Monads are like lions. It is easy to show what a lion is, but afterwards the students won’t understand lions or be able to work with them.

I will use a Java8-like syntax and terminology for code. A monad consists of a generic type M<T> and two functions–M<T> unit(T t) and M<U> bind(M<T> mt, Function<T,M<U>> f)–that satisfy the monad laws:

  • bind(unit(x),f) == f(x)
  • bind(x,unit) == x
  • bind(bind(x,f),g) == bind(x,y -> bind(f.apply(y),g))

That is all.

To understand monads you need to know why people use them. Programs are usually composed of smaller programs and monads let you redefine how composition works. This way, you can extend all datatypes with new operators, while preserving existing ones.

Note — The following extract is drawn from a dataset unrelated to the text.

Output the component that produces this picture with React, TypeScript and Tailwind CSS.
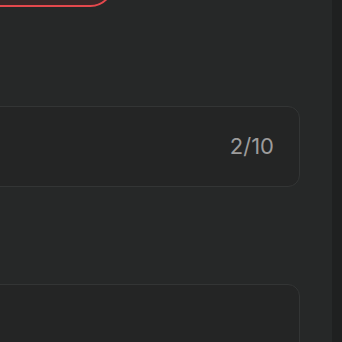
export default function App() {
  return (
    <div className="flex h-[342px] w-[342px] overflow-hidden bg-[#262828] font-['Inter',sans-serif]">
      <div className="relative flex-1 overflow-hidden">
        <div className="absolute -left-[60px] -top-[40px] h-[47px] w-[174px] rounded-[24px] border-2 border-[#e5484d] bg-[#3a2728]" />
        <div className="ml-[-40px] mr-[32px] pt-[106px]">
          <div className="flex h-[81px] items-center justify-end rounded-[12px] border border-[#333535] bg-[#242525] pr-[25px]">
            <span className="text-[22px] text-[#9c9c9c]">2/10</span>
          </div>
          <div className="mt-[97px] h-[120px] rounded-[12px] border border-[#333535] bg-[#242525]" />
        </div>
      </div>
      <div className="w-[10px] bg-[#1f2020]" />
    </div>
  )
}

Take the a typical list monad for example. Instances of the generic type List<T> have methods for working with lists as part of the generic type itself. The function unit sends and object x to a one element list unit(x). That way it makes list operations available on the object. On the other hand, unit(x.anyMethod(y)) turns the result of any method defined on x into a list. Finally the function bind(l,f) applies the list valued function f to every element of the list l and concatenates the results in order into one big list. That way we can apply list valued functions to lists like we can apply ordinary functions to ordinary objects. Hence List<T> has access to both the methods of T and of List and also to every possible combination of them.

You can use the list monad for non deterministic algorithms, where functions can have several different return values. Many other kinds of functions and other methods of composition have their own monads. For example, a futures monad takes care of non blocking asynchronous computations while hiding the callback hell that usually goes with it.

Working with monads is a matter of remembering that you introduce a new form of composition on purpose and that you usually neither have to leave it behind, nor want to do so. Generally you want to keep using the bind and unit functions to keep everything happening “inside the monad” until “the end of the world”, which is the main method of your program. As always, practice makes perfect.